CHRISTIAN Wakeford and James Daly have criticised the Mayor of Greater Manchester for saying it would be "impossible" to lift the current coronavirus restrictions in a single borough.

A letter to Matt Hancock from the elected officials says keeping the whole of Greater Manchester under lockdown until the outbreak is under control across the whole borough would be an "unacceptable approach".

Although the letter was written by James Grundy, the representative for Leigh, various other conservative MPs across Greater Manchester have signed it, including Christian Wakeford, the MP for Bury South, and James Daly, who represents Bury North.

The group say Andy Burnham's comment during a press conference on Wednesday was incorrect, as lockdown measures in Leicester were only applied in certain areas, and were lifted gradually, with some measures still in force within the city.

They also point to new restrictions in parts of East Lancashire and West Yorkshire as proof that the measures can be enforced on part of an area.

The letter reads: "The strategy pursued by Andy Burnham of a 'one size fits all' approach across the whole of Greater Manchester, irrespective of local infection rates, is not only wrong, but dangerous.

"This strategy risks spreading resources too thinly across the whole conurbation, including in areas with few or no cases.

"Measures must be taken on a borough by borough basis, and on a town by town basis in boroughs, where there are only one or two coronavirus 'hotspots', but the rates in other parts of the same borough are low.

"The Mayor of Greater Manchester has failed to understand that there is a great deal of variation in terms of infection rates and consequent need across Greater Manchester, and is seeking to impose a crude and ineffective strategy across the whole area."

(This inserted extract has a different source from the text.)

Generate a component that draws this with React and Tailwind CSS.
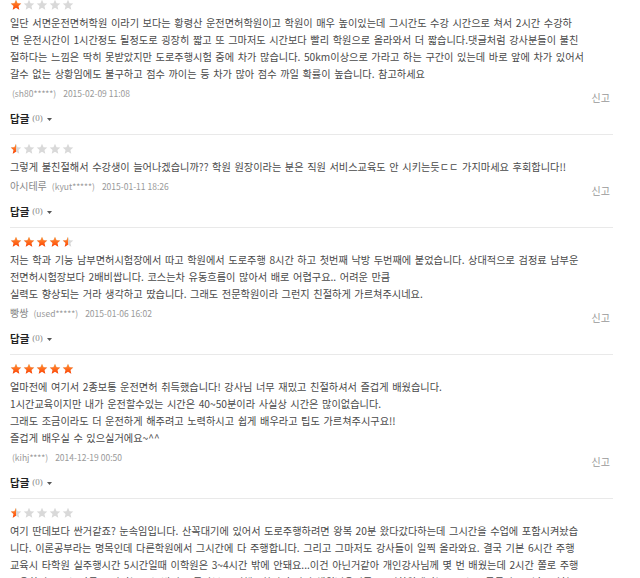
const STAR =
  "M12 1.5l3.1 6.9 7.4.7-5.6 5 1.7 7.4L12 17.6l-6.6 3.9 1.7-7.4-5.6-5 7.4-.7z";

const reviews = [
  {
    rating: 1,
    lines: [
      "일단 서면운전면허학원 이라기 보다는 황령산 운전면허학원이고 학원이 매우 높이있는데 그시간도 수강 시간으로 쳐서 2시간 수강하",
      "면 운전시간이 1시간정도 될정도로 굉장히 짧고 또 그마저도 시간보다 빨리 학원으로 올라와서 더 짧습니다.댓글처럼 강사분들이 불친",
      "절하다는 느낌은 딱히 못받았지만 도로주행시험 중에 차가 많습니다. 50km이상으로 가라고 하는 구간이 있는데 바로 앞에 차가 있어서",
      "갈수 없는 상황임에도 불구하고 점수 까이는 등 차가 많아 점수 까일 확률이 높습니다. 참고하세요",
    ],
    nick: "",
    user: "(sh80*****)",
    date: "2015-02-09 11:08",
  },
  {
    rating: 0.5,
    lines: [
      "그렇게 불친절해서 수강생이 늘어나겠습니까?? 학원 원장이라는 분은 직원 서비스교육도 안 시키는듯ㄷㄷ 가지마세요 후회합니다!!",
    ],
    nick: "아시테루",
    user: "(kyut*****)",
    date: "2015-01-11 18:26",
  },
  {
    rating: 4.5,
    lines: [
      "저는 학과 기능 남부면허시험장에서 따고 학원에서 도로주행 8시간 하고 첫번째 낙방 두번째에 붙었습니다. 상대적으로 검정료 남부운",
      "전면허시험장보다 2배비쌉니다. 코스는차 유동흐름이 많아서 배로 어렵구요.. 어려운 만큼",
      "실력도 향상되는 거라 생각하고 땄습니다. 그래도 전문학원이라 그런지 친절하게 가르쳐주시네요.",
    ],
    nick: "빵쌍",
    user: "(used*****)",
    date: "2015-01-06 16:02",
  },
  {
    rating: 5,
    lines: [
      "얼마전에 여기서 2종보통 운전면허 취득했습니다! 강사님 너무 재밌고 친절하셔서 즐겁게 배웠습니다.",
      "1시간교육이지만 내가 운전할수있는 시간은 40~50분이라 사실상 시간은 많이없습니다.",
      "그래도 조금이라도 더 운전하게 해주려고 노력하시고 쉽게 배우라고 팁도 가르쳐주시구요!!",
      "즐겁게 배우실 수 있으실거에요~^^",
    ],
    nick: "",
    user: "(kihj****)",
    date: "2014-12-19 00:50",
  },
  {
    rating: 0.5,
    lines: [
      "여기 딴데보다 싼거같죠? 눈속임입니다. 산꼭대기에 있어서 도로주행하려면 왕복 20분 왔다갔다하는데 그시간을 수업에 포함시켜놨습",
      "니다. 이론공부라는 명목인데 다른학원에서 그시간에 다 주행합니다. 그리고 그마저도 강사들이 일찍 올라와요. 결국 기본 6시간 주행",
      "교육시 타학원 실주행시간 5시간일때 이학원은 3~4시간 밖에 안돼요...이건 아닌거같아 개인강사님께 몇 번 배웠는데 2시간 쫄로 주행",
      "고용하면 4코스 다돌고 안되는코스 방점도 돌아보고 평행주차까지 꽉꽉 채워버울거든요. 이학원에서는 2코스도 못돌아요.. 남부면허",
    ],
    nick: "",
    user: "(used*****)",
    date: "2014-12-01 10:12",
  },
];

function Star({ fill, id }) {
  return (
    <svg width="12" height="12" viewBox="0 0 24 24">
      <defs>
        <linearGradient id={`sg-${id}`} x1="0" y1="0" x2="0" y2="1">
          <stop offset="0" stopColor="#ff9a3c" />
          <stop offset="1" stopColor="#ff4000" />
        </linearGradient>
        <clipPath id={`sc-${id}`}>
          <rect x="0" y="0" width="12" height="24" />
        </clipPath>
      </defs>
      <path d={STAR} fill="#d9d9d9" />
      {fill > 0 && (
        <path
          d={STAR}
          fill={`url(#sg-${id})`}
          clipPath={fill < 1 ? `url(#sc-${id})` : undefined}
        />
      )}
    </svg>
  );
}

function Stars({ rating, idx }) {
  return (
    <div className="flex h-[12px] gap-[1px]">
      {[0, 1, 2, 3, 4].map((i) => {
        const f = Math.max(0, Math.min(1, rating - i));
        return <Star key={i} fill={f} id={`${idx}-${i}`} />;
      })}
    </div>
  );
}

function Review({ r, idx }) {
  return (
    <div
      className={`border-b border-[#e9e9e9] pt-[8px] pb-[7px] ${
        idx === 0 ? "-mt-[9px]" : ""
      }`}
    >
      <Stars rating={r.rating} idx={idx} />
      <div className="mt-[3px] text-[10.2px] leading-[17px] text-[#4a4a4a] whitespace-nowrap [word-spacing:1.3px]">
        {r.lines.map((l, i) => (
          <div key={i}>{l}</div>
        ))}
      </div>
      <div className="mt-[4px] flex items-start justify-between">
        <div className="flex h-[14px] items-center leading-[14px]">
          {r.nick && (
            <span className="mr-[3px] text-[10px] text-[#888]">{r.nick}</span>
          )}
          <span className="ml-[2px] text-[8.5px] text-[#999]">{r.user}</span>
          <span className="ml-[7px] text-[8.5px] text-[#999]">{r.date}</span>
        </div>
        <span className="mt-[5px] mr-[3px] text-[10px] leading-[14px] text-[#999]">
          신고
        </span>
      </div>
      <div className="mt-[6px] flex h-[16px] items-center">
        <span className="text-[10.5px] font-bold text-[#222]">답글</span>
        <span className="ml-[3px] font-['Liberation_Serif',serif] text-[9px] text-[#888]">
          (0)
        </span>
        <svg className="ml-[4px]" width="5" height="3" viewBox="0 0 5 3">
          <path d="M0 0h5L2.5 3z" fill="#555" />
        </svg>
      </div>
    </div>
  );
}

export default function App() {
  return (
    <div className="h-[578px] overflow-hidden bg-white font-['Noto_Sans_CJK_KR',sans-serif]">
      <div className="ml-[10px] w-[603px]">
        {reviews.map((r, i) => (
          <Review key={i} r={r} idx={i} />
        ))}
      </div>
    </div>
  );
}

The group urge Mr Hancock to address the "clear failings" in the strategy to prevent a full lockdown being imposed across the borough.

Addressing his constituents, James Daly added: "We have some areas in Greater Manchester with high infection rates, we have some areas with low infection rates.

"It is important that each area's figures are judged on their own merit."

The letter was written in response to Mr Burnham saying it would be "impossible" to lift stricter measures in Wigan, despite the borough having the lowest infection rates across Greater Manchester, as a spike could happen at any moment.

Although Wigan has seen an infection rate of just 7.3 in the week ending August 1, Burnham warned that the area could find itself going through a spike at any moment, as Trafford saw cases spike from 8.8 to 36.2 per 100,000 residents in two weeks.

Outbreaks in workplaces involving staff living in different parts of Greater Manchester was also raised as an issue preventing the change.

The letter provoked a response from Burnham on Twitter, with the elected official saying: "I’ve seen it all now.

"A group of Tory MPs write to a Tory Health Secretary trying to blame me for a decision which their own Tory Government made.

"So self-serving to politicise a serious public health issue like this.

"Not sure it merits a response but I will send one later."